Paid to wait: the NS refund policy

21st July 2003, Comments 0 comments

NS train delays are expected only to get worse, but at least passengers are entitled to compensation. That's right. The NS will refund your fare if you've waited 30 minutes or more for a train. Andrew Conaway explains how to cash in.

Carmen Jimeke knows the NS train system in Holland all too well.

The 27-year old social services administrator, who has been riding the train pretty much daily since graduating high school, received two refunds from the train service as part of a new refund policy started earlier this year.

Most days on her daily commute from Amsterdam to her job in Utrecht are OK she says.

"But, some days its really hell, really bad" she says, rolling her eyes. "So its good when you can say in the back of your mind, 'well, I at least can get my money back for this disaster. I would rather be to work on time, of course, but at least you get something."

So she jumped at the opportunity when the policy was announced by the NS which aimed to raise the quality of service in the system by refunding money if trains are delayed for more than 30 minutes later than departure time.

And it seems a lot of her fellow riders also jumped at the opportunity. The NS reported that it refunded NLG 2.25 million in the first three months that the policy went into effect on 15 February. More than 150,000 claims were filed, Ingeborg Faber, a spokesperson for the NS told - or about 10,000 claims per week.

"It is an agreement with the government and our customers which is an agreement about quality," said Ingeborg Faber, a spokesperson for the NS. "If the trains are late then we will refund your money - it's that plain."

The refund works like this: If the delay is in less than an hour, but more than 30 minutes, then the passengers are returned 50 percent of the ticket price. Delays in excess of one hour are refunded the entire amount of the ticket for that segment of the trip. On a return portion of a round-trip ticket, however, only 25 percent of a 30 minute delay is refunded and 50 percent of a delay in excess of one hour.

The minimum refund is five guilders, so if your child travelling with you has a 2.50 guilder ticket, they will not be compensated for the delay.

You have three months from the date of the delay in which to file your claim and should receive a refund within six weeks.

You won't need to buy a stamp to mail in your refund letter provided that you use their special envelope, which you can get at the ticket window when you pick up your refund form - though, you will have to endure the added queue.

However, a departure delay beyond the control of the NS, for example flooding or a fire, will not result in a refund.

Another rider at Amsterdam's Central Station who liked the new policy was Anya, an economics student who would only give her first name.

"I think it's nice that if you are late for work or you miss a performance or something that you get some kind of reward for your trouble," she said. "Then they maybe will think more about us if they have to refund a whole train full of people."

She grinned at the thought.

The NS, which was founded in 1878, and moves more than 300 million people per year -or about a million people per day on average - was privatised in 1995 - but is still 100 percent owned by the Dutch government.

The agreement came about due to increased complaints by irate passenger of the beleaguered train system.

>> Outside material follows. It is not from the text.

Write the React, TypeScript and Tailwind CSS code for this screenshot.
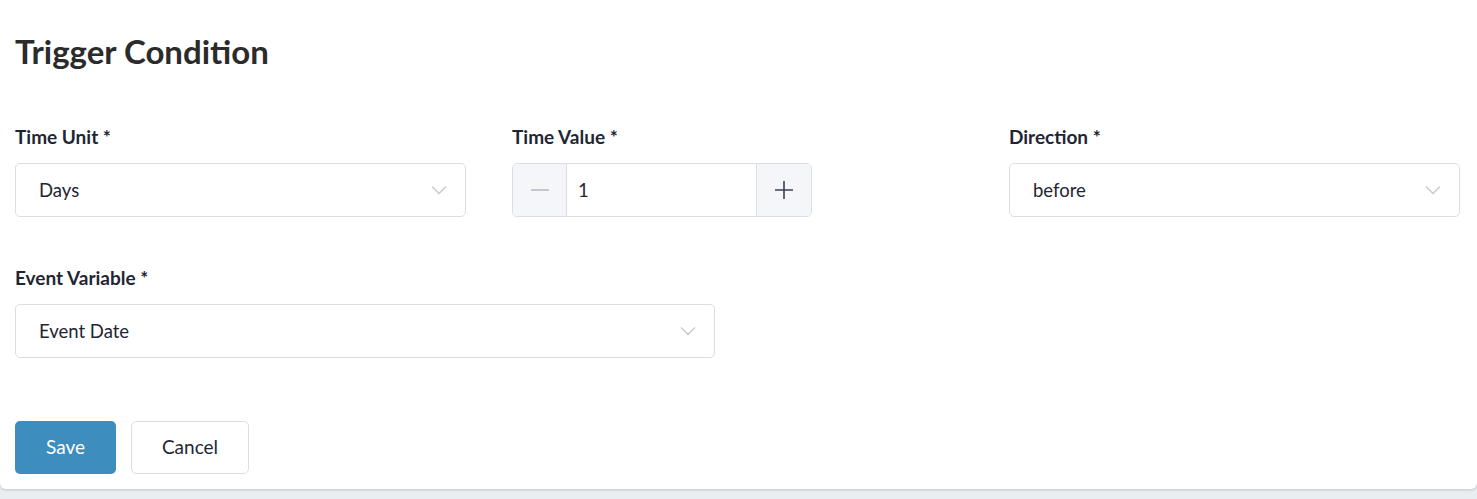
import { useState } from 'react';

const Chevron = () => (
  <svg width="16" height="10" viewBox="0 0 16 10" fill="none" className="text-[#c4c7cf]">
    <path d="M1 1.5l7 7 7-7" stroke="currentColor" strokeWidth="1.3" />
  </svg>
);

const SelectBox = ({ value }: { value: string }) => (
  <div className="h-[54px] flex items-center justify-between pl-[23px] pr-[18px] border border-[#dcdee6] rounded-[5px] bg-white text-[18.5px] text-[#1f2633]">
    <span className="pt-[1px]">{value}</span>
    <Chevron />
  </div>
);

const Label = ({ children }: { children: string }) => (
  <label className="block text-[19px] font-bold text-[#1f2633] mb-[15px] leading-[22px]">{children}</label>
);

export default function App() {
  const [valor, setValor] = useState(1);

  return (
    <div className="min-h-[499px] bg-[#e9eef3] font-['Lato','Liberation_Sans',sans-serif]">
      <div className="bg-white rounded-b-[6px] shadow-[0_1px_3px_rgba(0,0,0,0.18)] pl-[15px] pr-[17px] pt-[31px] pb-[15px] h-[489px]">
        <h1 className="text-[33px] font-bold text-[#2b2b2b] leading-[40px] mb-[55px]">Trigger Condition</h1>

        <div className="grid grid-cols-3 gap-x-[46px]">
          <div>
            <Label>Time Unit *</Label>
            <SelectBox value="Days" />
          </div>
          <div>
            <Label>Time Value *</Label>
            <div className="w-[300px] h-[54px] flex border border-[#dcdee6] rounded-[5px] overflow-hidden">
              <button
                onClick={() => setValor(Math.max(0, valor - 1))}
                className="w-[54px] bg-[#f4f6fa] border-r border-[#dcdee6] flex items-center justify-center"
              >
                <span className="block w-[18px] h-[2px] bg-[#c3c7cf]" />
              </button>
              <div className="flex-1 flex items-center pl-[11px] pt-[1px] text-[18.5px] text-[#1f2633]">{valor}</div>
              <button
                onClick={() => setValor(valor + 1)}
                className="w-[55px] bg-[#f4f6fa] border-l border-[#dcdee6] flex items-center justify-center"
              >
                <svg width="18" height="18" viewBox="0 0 18 18" className="text-[#3a4352]">
                  <path d="M9 0v18M0 9h18" stroke="currentColor" strokeWidth="1.6" />
                </svg>
              </button>
            </div>
          </div>
          <div>
            <Label>Direction *</Label>
            <SelectBox value="before" />
          </div>
        </div>

        <div className="grid grid-cols-2 gap-x-[46px] mt-[50px]">
          <div>
            <Label>Event Variable *</Label>
            <SelectBox value="Event Date" />
          </div>
        </div>

        <div className="flex gap-[15px] mt-[63px]">
          <button className="w-[101px] h-[53px] rounded-[5px] bg-[#3d8dbe] text-white text-[19px]">Save</button>
          <button className="w-[118px] h-[53px] rounded-[5px] bg-white border border-[#dcdee6] text-[#1f2633] text-[19px]">Cancel</button>
        </div>
      </div>
    </div>
  );
}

Versteeg Marcel, a board member with the passenger advocacy group, Rover, which pressured the Ministry of Transportation and the NS for the refund policy, says that service quality on the NS has been declining for a number of years but has been decreasing rapidly in the years after privatisation.

"People were angry," he said. "They asked us 'why can't I get my money back if I don't get what I pay for - a certain level of quality for which I am paying?"

"So we felt that this would be a way of forcing NS to keep their end of the agreement - like a punishment for bad service," he added. "I think there should be some nervous people at top of NS right now with these kinds of refund amounts."

A spokesperson for the Ministry of Transportation explained that some of the problems are due to a lack of equipment. She noted that trains take up to four years to be delivered once ordered and the amount of passengers on the system has been at or near the highest they have ever been producing much strain on the system.

Currently details of the refund policy are not available on the NS's website,, but plans are underway to get the details online in the coming months.

And get ready for more delays. The NS just announced that there will be fewer trains around the country during the summer months since many of the drivers of the trains and other personnel are taking their usual summer vacations at this time. Around the Amsterdam area the problem will be even more acute - with 300 fewer trains in service between 16 July and 2 September.